Gracias a Dios tuve un buen padre.
Entre muchas otras cosas, me legó el amor por el cine y los libros, que no
harán de mi vida un paraíso aunque, claro, la mejoran. La historia del cine
registra unos cuantos padres inolvidables. En este instante, mi vapuleada
memoria me recuerda el de Gregory Peck en Matar
a un ruiseñor, y más aquí en el tiempo, el de Steve Martin en Todo en la familia y el deliciosamente
delirante de Jim Carrey en Mentiroso,
mentiroso. Aunque en el cine más o menos reciente, el mejor padre de todos
es el Gary Lewis. El hombre no es nada más ni nada menos que el padre de Billy Elliot.
Este padre me conmueve hasta lo
indecible.
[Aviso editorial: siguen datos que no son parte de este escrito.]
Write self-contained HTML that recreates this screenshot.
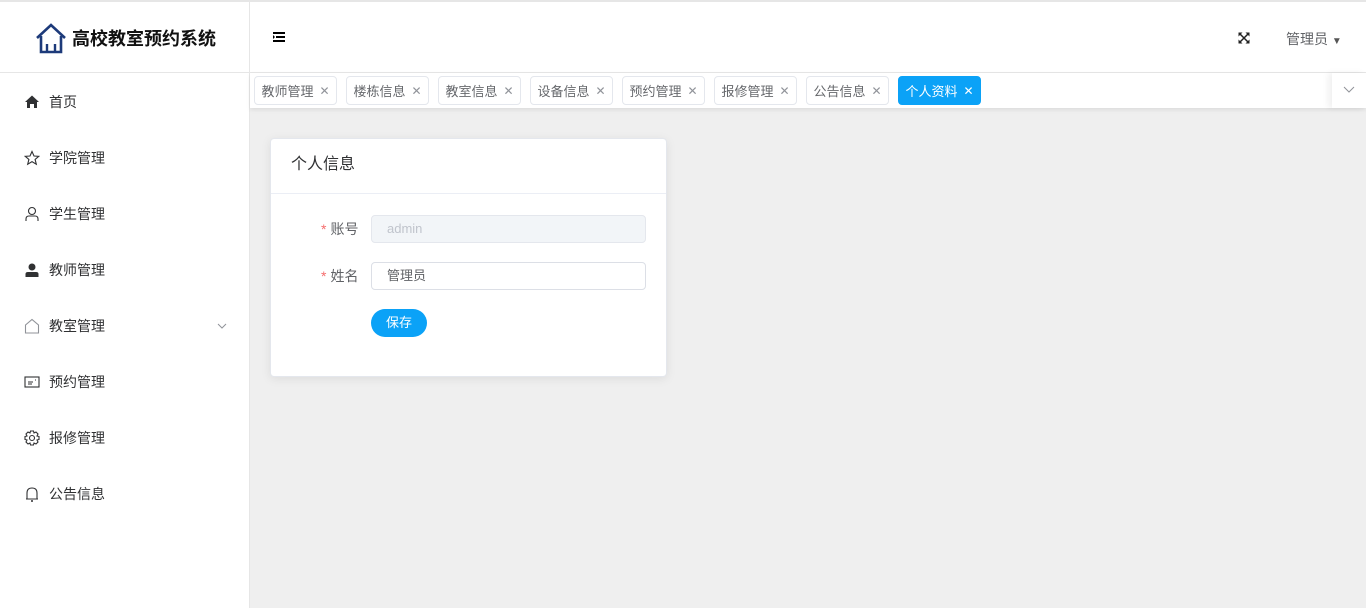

Deja de lado todas sus convicciones y se transforma en lo que
considera la peor escoria de la Tierra, un rompehuelgas, para que su hijo tenga
una oportunidad en una disciplina artística que por formación y gusto jamás
comprenderá: el ballet. La escena en que entra a la mina en el ómnibus de los
rompehuelgas y es visto por su hijo mayor puede que sea una cumbre del melodrama,
pero da con elocuencia la magnitud de su sacrificio. Y el posterior y parco
viaje a Londres es de una seca ternura pocas veces alcanzada en el cine.
Billy Elliot es una historia
inolvidable que no sería tal sin semejante padre.